In the context of his thesis, Killian PUJOL, a new PhD student from Laboratoire d’Aérologie (LAERO) in Toulouse, has spent a month and a half working at the Laboratoire Sciences Pour l'Environnement (SPE) from the University of Corsica with Roberta BAGGIO, Jean-François MUZY and Jean-Baptiste FILIPPI.

His thesis, co-supervised by both laboratories, aims to improve heavy rainfall forecast in Corsica with artificial intelligence algorithms.

After his graduation in 2022 from the National School of Electrical Engineering, Electronics, Computer Science, Hydraulics and Telecommunications (ENSEEIHT), specializing in hydraulic engineering, Killian worked for a year in Hydrology before applying to this thesis, which is part of project ANR SAPHiR that aims to improve high resolution weather prediction.

This month and a half long stay was organized in order to establish a common set of tools and knowledge of Machine Learning between the SPE and LAEROfor the continuation of Killian’s work.

His arrival in Corte was perfectly synchronized with the launch of a challenge proposed by Météo-France on kaggle.com, a data science competition plateform.

The goal of the challenge was to compute daily rainfall forecast based on a sample from MeteoNet, a dataset made by MétéoFrance for data scientists. The dataset was composed of several different types of data: data observed from ground stations and weather forecast prediction data from Arome (high resolution weather model) and Arpege (global weather model), covering the north-west part of France :

Figure 1: Ground Station localisation ; Figure 2: Temperature prediction from Arome (05/01/2016, 00h)

Using a rather simple neural network model, Roberta, Jean-François and Killian made several predictions looking for the best combination using, as a first step, ground stations and Arome datas. To evaluate their results they used 3 known predictions as references : Arome rainfall predictions, Arome rainfall predictions optimized in a neural network (which takes Arome predictions down close to 0mm) and a simple forecast consisting in always predicting that it will not rain the next day.

When using every valid datas in both ground station dataset and Arome dataset, the model shows improved predictions, with better results than the references presented above.

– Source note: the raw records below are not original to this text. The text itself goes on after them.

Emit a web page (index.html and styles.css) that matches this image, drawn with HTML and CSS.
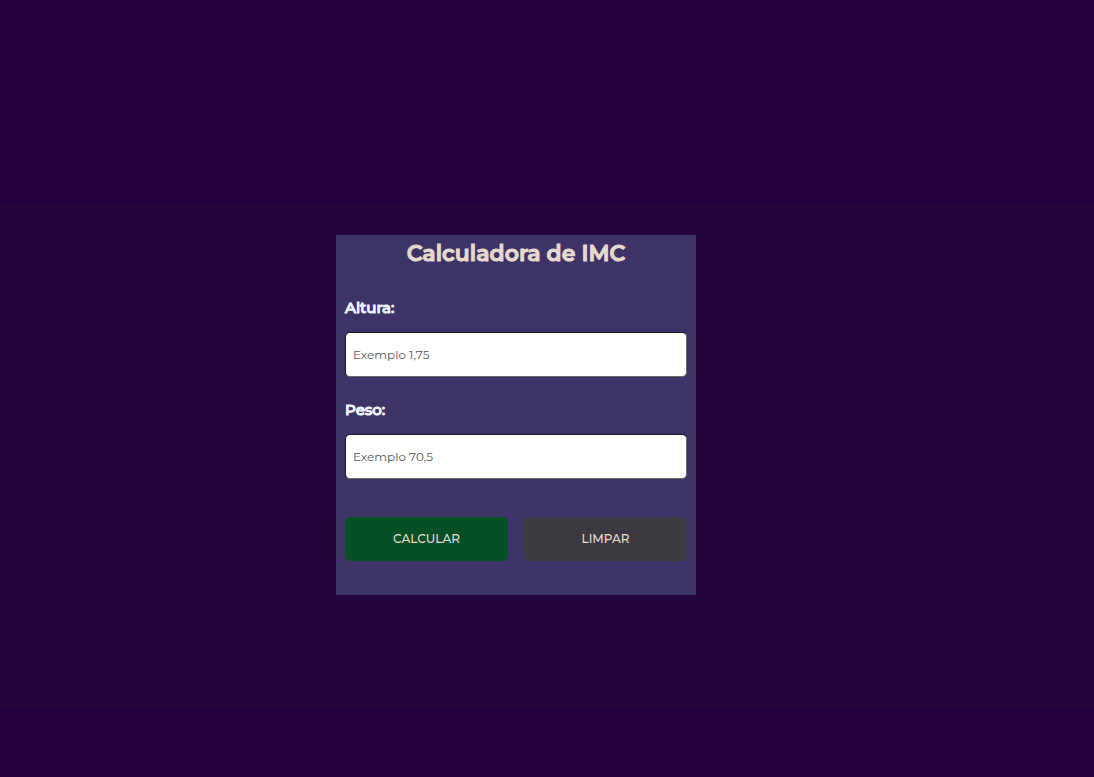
FILE: index.html
```html
<!DOCTYPE html>
<html lang="pt-BR">
<head>
  <meta charset="utf-8">
  <meta name="viewport" content="width=device-width, initial-scale=1">
  <title>Calculadora de IMC</title>
  <link rel="stylesheet" href="styles.css">
</head>
<body>
  <main class="band">
    <form class="card">
      <h1 class="title">Calculadora de IMC</h1>
      <div class="field">
        <label class="label" for="altura">Altura:</label>
        <input class="input" id="altura" type="text" placeholder="Exemplo 1,75">
      </div>
      <div class="field">
        <label class="label" for="peso">Peso:</label>
        <input class="input" id="peso" type="text" placeholder="Exemplo 70,5">
      </div>
      <div class="actions">
        <button class="button button-primary" type="button">CALCULAR</button>
        <button class="button button-reset" type="reset">LIMPAR</button>
      </div>
    </form>
  </main>
</body>
</html>
```
FILE: styles.css
```css
* {
  box-sizing: border-box;
}

body {
  margin: 0;
  min-height: 100vh;
  padding-top: 202px;
  background: #250041;
  font-family: Montserrat, Inter, sans-serif;
}

.band {
  display: flex;
  justify-content: center;
  padding: 33px 62px 115px 0;
  background: #24063d;
}

.card {
  width: 100%;
  max-width: 360px;
  padding: 5px 9px 34px;
  background: #3e3367;
}

.title {
  margin: 0 0 27px;
  color: #e6dace;
  font-size: 22px;
  font-weight: 600;
  -webkit-text-stroke: 1px currentColor;
  line-height: 28px;
  text-align: center;
}

.field {
  margin-bottom: 20px;
}

.label {
  display: block;
  margin-bottom: 12px;
  color: #f0f8ff;
  font-size: 15px;
  font-weight: 500;
  -webkit-text-stroke: 1px currentColor;
  line-height: 25px;
}

.input {
  display: block;
  width: 100%;
  height: 45px;
  padding: 0 7px;
  border: 1px solid;
  border-color: #1c1724 #6b6b6b #6b6b6b #1c1724;
  border-radius: 5px;
  background: #fff;
  color: #222;
  font-family: inherit;
  font-size: 12px;
}

.input::placeholder {
  color: #555;
}

.actions {
  display: flex;
  gap: 16px;
  margin-top: 38px;
}

.button {
  flex: 1;
  height: 44px;
  padding: 0 0 1px;
  border: 0;
  border-radius: 5px;
  color: #e6dace;
  font-family: inherit;
  font-size: 12px;
  font-weight: 500;
}

.button-primary {
  background: #055024;
}

.button-reset {
  background: #3c3a41;
}
```
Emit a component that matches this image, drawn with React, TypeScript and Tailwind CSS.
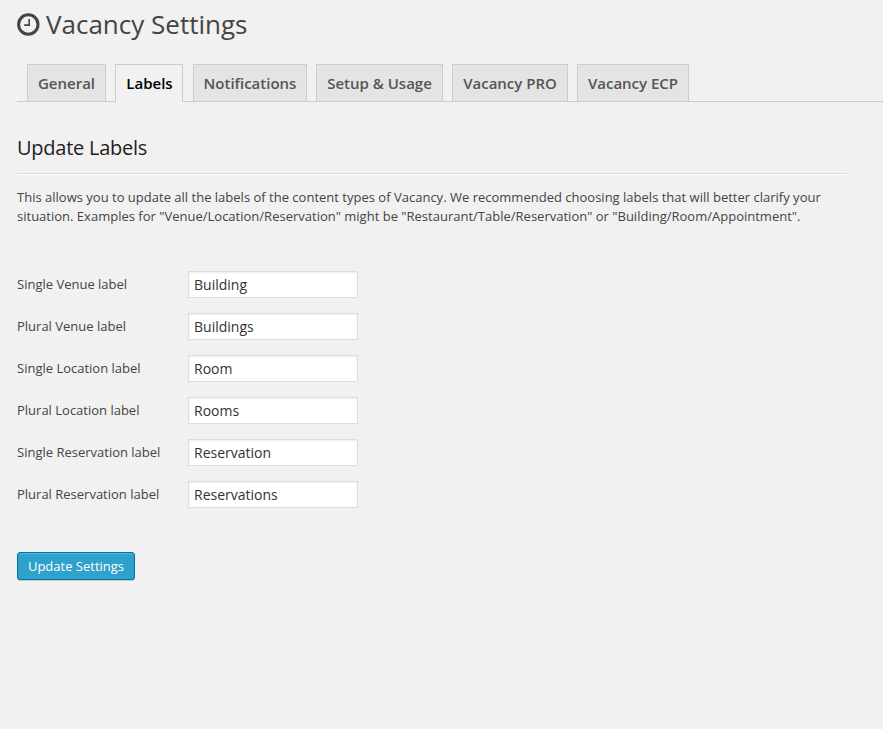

Figure 3: Relative error comparison between neural network prediction (1st box), Arome prediction (2nd box), Arome prediction otpimized in a neural network (3rd box) and artificial prediction with only 0mm accumulation of rain (4th box)

Figure 3 shows that, most of the time, the neural network prediction provides better performances. In reality it struggles to predict the heaviest rainfall episodes. This reflects the fact that the cost function requested for the challenge (MAPE) strongly penalizes false negative predictions. It results that the model performs better for the prediction of low levels of rain (i.e. with precipitations between 0 to 15 mm).

CHRISTOPHE PAOLI | Mise à jour le 25/07/2023